Look for the string "page" in the lines and copy each line that has it.

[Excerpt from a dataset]
--*--

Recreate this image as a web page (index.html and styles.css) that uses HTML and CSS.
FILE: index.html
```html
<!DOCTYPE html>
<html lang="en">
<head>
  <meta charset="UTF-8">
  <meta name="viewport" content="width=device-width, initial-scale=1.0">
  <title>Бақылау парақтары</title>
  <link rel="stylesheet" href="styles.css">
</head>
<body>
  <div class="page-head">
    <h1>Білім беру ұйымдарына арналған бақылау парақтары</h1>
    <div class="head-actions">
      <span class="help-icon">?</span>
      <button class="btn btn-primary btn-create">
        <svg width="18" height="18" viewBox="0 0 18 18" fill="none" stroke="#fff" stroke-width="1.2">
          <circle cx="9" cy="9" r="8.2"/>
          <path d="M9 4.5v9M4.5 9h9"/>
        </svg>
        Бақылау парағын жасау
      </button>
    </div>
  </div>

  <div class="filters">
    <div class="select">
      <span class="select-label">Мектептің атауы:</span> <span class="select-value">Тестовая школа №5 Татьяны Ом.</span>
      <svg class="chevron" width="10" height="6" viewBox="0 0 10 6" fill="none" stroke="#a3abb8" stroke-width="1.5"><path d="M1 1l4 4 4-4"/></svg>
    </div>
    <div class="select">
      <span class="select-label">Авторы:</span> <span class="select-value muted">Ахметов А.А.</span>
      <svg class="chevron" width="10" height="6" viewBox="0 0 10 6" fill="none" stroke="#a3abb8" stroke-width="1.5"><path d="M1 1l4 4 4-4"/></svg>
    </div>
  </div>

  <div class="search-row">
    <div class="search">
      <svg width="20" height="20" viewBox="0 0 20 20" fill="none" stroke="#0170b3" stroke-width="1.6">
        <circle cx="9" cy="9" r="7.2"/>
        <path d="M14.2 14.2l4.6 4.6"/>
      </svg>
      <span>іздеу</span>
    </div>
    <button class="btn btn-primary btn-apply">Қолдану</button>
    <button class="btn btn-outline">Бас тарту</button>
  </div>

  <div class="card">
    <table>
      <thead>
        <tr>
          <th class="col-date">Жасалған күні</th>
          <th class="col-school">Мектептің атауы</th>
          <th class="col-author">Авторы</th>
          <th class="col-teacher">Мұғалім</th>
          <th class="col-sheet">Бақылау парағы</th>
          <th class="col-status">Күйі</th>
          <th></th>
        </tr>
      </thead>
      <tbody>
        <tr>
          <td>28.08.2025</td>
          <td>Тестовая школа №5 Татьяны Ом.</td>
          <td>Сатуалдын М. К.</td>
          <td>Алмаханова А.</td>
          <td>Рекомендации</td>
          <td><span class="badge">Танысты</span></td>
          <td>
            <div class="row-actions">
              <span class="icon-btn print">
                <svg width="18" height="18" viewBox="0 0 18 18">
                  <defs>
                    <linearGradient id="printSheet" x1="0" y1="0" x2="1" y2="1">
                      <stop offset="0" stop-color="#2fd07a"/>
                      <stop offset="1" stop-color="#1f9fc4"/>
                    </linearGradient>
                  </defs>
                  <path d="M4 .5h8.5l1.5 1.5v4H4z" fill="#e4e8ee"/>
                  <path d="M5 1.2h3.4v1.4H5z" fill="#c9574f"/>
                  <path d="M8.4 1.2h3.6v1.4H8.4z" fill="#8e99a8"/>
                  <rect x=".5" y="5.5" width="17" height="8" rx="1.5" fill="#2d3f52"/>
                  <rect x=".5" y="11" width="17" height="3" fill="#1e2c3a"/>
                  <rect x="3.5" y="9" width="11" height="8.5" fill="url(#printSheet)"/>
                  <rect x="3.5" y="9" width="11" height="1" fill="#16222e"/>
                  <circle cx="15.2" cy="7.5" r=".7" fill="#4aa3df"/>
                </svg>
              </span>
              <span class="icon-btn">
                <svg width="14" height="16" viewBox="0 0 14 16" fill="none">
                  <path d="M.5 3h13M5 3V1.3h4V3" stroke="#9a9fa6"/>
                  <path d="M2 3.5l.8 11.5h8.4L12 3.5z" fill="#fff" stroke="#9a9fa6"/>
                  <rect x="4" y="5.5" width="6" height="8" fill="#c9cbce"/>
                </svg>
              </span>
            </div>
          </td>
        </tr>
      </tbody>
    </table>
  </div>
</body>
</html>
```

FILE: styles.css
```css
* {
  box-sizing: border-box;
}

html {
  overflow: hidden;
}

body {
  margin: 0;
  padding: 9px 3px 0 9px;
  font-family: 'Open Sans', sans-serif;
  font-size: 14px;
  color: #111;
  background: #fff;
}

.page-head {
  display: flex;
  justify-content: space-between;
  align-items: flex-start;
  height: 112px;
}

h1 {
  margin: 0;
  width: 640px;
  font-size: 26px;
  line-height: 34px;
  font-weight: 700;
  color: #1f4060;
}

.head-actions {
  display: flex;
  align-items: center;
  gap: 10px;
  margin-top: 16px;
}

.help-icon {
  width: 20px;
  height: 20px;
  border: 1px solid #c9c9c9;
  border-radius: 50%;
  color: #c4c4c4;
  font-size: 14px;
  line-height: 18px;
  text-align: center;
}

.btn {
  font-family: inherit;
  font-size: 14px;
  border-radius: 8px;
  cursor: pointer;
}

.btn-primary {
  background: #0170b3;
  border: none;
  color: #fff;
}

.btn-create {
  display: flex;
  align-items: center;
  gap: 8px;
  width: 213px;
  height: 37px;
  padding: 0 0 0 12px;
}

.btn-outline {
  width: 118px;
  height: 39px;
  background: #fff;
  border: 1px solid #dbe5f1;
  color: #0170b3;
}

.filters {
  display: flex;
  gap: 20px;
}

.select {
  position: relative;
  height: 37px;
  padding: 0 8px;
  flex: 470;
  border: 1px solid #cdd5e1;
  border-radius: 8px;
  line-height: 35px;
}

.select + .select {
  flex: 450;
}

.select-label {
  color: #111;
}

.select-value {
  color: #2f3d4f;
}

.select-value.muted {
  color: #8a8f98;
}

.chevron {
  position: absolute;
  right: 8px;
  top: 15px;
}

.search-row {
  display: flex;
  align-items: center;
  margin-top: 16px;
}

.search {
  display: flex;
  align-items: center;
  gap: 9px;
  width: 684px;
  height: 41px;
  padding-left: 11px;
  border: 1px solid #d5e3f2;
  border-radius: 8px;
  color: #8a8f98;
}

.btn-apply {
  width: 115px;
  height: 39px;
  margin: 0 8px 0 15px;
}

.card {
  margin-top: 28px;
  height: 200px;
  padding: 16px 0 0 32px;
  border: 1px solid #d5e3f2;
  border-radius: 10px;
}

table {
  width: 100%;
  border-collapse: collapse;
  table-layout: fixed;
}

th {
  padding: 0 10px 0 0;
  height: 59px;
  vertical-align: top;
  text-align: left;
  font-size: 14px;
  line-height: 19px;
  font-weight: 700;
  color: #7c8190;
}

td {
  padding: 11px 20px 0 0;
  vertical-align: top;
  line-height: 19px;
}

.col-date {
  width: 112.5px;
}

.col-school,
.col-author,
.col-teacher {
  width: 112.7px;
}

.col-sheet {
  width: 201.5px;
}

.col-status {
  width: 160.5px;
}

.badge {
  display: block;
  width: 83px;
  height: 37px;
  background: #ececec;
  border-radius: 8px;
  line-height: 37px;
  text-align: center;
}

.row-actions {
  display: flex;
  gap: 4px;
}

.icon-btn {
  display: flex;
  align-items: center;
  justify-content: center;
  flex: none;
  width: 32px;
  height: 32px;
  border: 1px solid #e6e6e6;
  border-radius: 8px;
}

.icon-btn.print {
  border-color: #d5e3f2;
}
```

--*--

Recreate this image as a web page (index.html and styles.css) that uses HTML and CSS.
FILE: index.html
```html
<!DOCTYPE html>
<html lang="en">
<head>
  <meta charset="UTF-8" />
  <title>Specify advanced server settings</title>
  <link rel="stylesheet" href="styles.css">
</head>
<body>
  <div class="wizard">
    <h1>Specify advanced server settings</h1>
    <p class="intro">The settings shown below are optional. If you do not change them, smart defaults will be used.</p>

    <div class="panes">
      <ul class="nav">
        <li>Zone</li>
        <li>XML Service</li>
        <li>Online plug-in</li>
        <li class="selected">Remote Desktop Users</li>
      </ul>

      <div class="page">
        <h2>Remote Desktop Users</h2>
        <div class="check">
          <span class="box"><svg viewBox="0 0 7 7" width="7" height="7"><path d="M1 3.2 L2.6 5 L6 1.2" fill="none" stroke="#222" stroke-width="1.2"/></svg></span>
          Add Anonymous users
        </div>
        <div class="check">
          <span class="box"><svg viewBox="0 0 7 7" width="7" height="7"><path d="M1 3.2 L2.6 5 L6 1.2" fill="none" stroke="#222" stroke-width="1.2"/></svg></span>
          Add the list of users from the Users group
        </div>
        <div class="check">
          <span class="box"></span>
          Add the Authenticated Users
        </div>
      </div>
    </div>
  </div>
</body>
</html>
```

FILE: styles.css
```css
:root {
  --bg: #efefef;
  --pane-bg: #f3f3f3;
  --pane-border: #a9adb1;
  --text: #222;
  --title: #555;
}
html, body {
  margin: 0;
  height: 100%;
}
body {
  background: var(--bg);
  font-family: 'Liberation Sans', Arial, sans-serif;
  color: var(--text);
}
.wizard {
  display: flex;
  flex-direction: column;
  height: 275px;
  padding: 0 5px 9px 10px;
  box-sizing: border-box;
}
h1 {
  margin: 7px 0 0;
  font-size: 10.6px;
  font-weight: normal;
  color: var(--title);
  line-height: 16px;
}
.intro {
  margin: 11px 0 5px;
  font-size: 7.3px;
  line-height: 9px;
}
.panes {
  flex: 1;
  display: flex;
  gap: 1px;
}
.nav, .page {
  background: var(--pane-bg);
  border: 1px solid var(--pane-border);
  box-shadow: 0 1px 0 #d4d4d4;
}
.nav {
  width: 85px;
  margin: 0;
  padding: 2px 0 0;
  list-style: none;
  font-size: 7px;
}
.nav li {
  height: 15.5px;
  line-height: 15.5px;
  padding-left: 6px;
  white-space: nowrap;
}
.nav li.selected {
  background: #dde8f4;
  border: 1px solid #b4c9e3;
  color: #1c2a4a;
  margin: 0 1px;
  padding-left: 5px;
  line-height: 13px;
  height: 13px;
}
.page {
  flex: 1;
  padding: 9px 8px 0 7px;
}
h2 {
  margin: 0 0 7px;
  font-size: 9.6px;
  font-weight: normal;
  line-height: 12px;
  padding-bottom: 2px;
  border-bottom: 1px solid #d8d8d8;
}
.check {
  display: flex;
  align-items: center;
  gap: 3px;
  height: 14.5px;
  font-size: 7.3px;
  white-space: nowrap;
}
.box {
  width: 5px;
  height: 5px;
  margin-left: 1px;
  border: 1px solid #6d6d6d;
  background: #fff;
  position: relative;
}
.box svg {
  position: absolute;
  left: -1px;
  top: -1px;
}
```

--*--

= Full response =
Recreate this image as a web page (index.html and styles.css) that uses HTML and CSS.
  <div class="page-head">
.page-head {
Recreate this image as a web page (index.html and styles.css) that uses HTML and CSS.
      <div class="page">
.nav, .page {
.page {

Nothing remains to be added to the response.